**Raw data:**
☆ ☆ ☆ ☆ ☆

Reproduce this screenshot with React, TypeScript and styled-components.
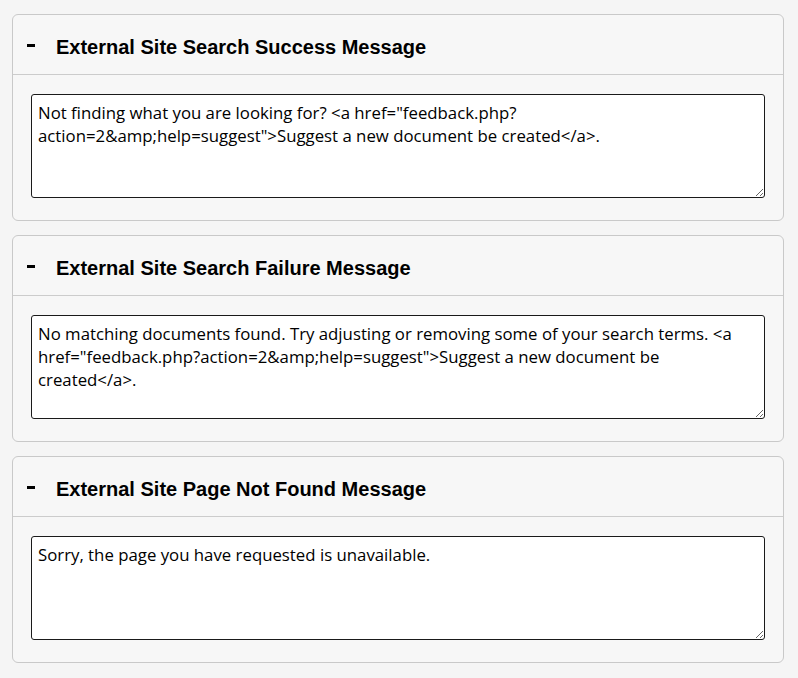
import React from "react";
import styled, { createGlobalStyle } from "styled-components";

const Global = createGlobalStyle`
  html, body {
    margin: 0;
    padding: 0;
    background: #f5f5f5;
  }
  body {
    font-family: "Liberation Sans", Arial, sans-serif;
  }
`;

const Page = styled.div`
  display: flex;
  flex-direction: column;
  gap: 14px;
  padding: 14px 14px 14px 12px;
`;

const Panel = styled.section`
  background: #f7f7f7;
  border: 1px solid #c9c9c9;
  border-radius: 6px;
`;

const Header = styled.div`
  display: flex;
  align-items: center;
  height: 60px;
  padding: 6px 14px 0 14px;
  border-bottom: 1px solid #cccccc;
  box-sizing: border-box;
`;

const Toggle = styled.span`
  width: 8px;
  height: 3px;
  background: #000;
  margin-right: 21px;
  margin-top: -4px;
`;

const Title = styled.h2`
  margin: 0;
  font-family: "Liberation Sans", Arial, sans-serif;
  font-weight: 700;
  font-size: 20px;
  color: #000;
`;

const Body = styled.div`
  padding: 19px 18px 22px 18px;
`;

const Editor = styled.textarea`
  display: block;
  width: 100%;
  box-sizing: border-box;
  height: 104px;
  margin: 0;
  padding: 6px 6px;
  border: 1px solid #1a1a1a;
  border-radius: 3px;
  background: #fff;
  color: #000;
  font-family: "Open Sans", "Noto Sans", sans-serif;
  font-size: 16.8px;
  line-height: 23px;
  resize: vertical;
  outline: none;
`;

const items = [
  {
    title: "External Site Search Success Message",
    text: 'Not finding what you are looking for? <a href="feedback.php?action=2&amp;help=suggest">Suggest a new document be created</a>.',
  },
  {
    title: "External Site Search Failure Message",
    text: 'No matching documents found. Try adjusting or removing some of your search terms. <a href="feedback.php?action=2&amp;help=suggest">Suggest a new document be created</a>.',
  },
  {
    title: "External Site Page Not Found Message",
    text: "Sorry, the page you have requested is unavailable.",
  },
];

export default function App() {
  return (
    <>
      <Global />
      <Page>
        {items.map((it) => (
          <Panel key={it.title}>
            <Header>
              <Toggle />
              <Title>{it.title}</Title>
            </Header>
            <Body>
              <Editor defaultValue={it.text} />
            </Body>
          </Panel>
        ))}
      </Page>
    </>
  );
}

☆ ☆ ☆ ☆ ☆

**Task directions:** Repeat the data exactly, dropping every picture it holds.

**Output below:**
Reproduce this screenshot with React, TypeScript and styled-components.
import React from "react";
import styled, { createGlobalStyle } from "styled-components";

const Global = createGlobalStyle`
  html, body {
    margin: 0;
    padding: 0;
    background: #f5f5f5;
  }
  body {
    font-family: "Liberation Sans", Arial, sans-serif;
  }
`;

const Page = styled.div`
  display: flex;
  flex-direction: column;
  gap: 14px;
  padding: 14px 14px 14px 12px;
`;

const Panel = styled.section`
  background: #f7f7f7;
  border: 1px solid #c9c9c9;
  border-radius: 6px;
`;

const Header = styled.div`
  display: flex;
  align-items: center;
  height: 60px;
  padding: 6px 14px 0 14px;
  border-bottom: 1px solid #cccccc;
  box-sizing: border-box;
`;

const Toggle = styled.span`
  width: 8px;
  height: 3px;
  background: #000;
  margin-right: 21px;
  margin-top: -4px;
`;

const Title = styled.h2`
  margin: 0;
  font-family: "Liberation Sans", Arial, sans-serif;
  font-weight: 700;
  font-size: 20px;
  color: #000;
`;

const Body = styled.div`
  padding: 19px 18px 22px 18px;
`;

const Editor = styled.textarea`
  display: block;
  width: 100%;
  box-sizing: border-box;
  height: 104px;
  margin: 0;
  padding: 6px 6px;
  border: 1px solid #1a1a1a;
  border-radius: 3px;
  background: #fff;
  color: #000;
  font-family: "Open Sans", "Noto Sans", sans-serif;
  font-size: 16.8px;
  line-height: 23px;
  resize: vertical;
  outline: none;
`;

const items = [
  {
    title: "External Site Search Success Message",
    text: 'Not finding what you are looking for? <a href="feedback.php?action=2&amp;help=suggest">Suggest a new document be created</a>.',
  },
  {
    title: "External Site Search Failure Message",
    text: 'No matching documents found. Try adjusting or removing some of your search terms. <a href="feedback.php?action=2&amp;help=suggest">Suggest a new document be created</a>.',
  },
  {
    title: "External Site Page Not Found Message",
    text: "Sorry, the page you have requested is unavailable.",
  },
];

export default function App() {
  return (
    <>
      <Global />
      <Page>
        {items.map((it) => (
          <Panel key={it.title}>
            <Header>
              <Toggle />
              <Title>{it.title}</Title>
            </Header>
            <Body>
              <Editor defaultValue={it.text} />
            </Body>
          </Panel>
        ))}
      </Page>
    </>
  );
}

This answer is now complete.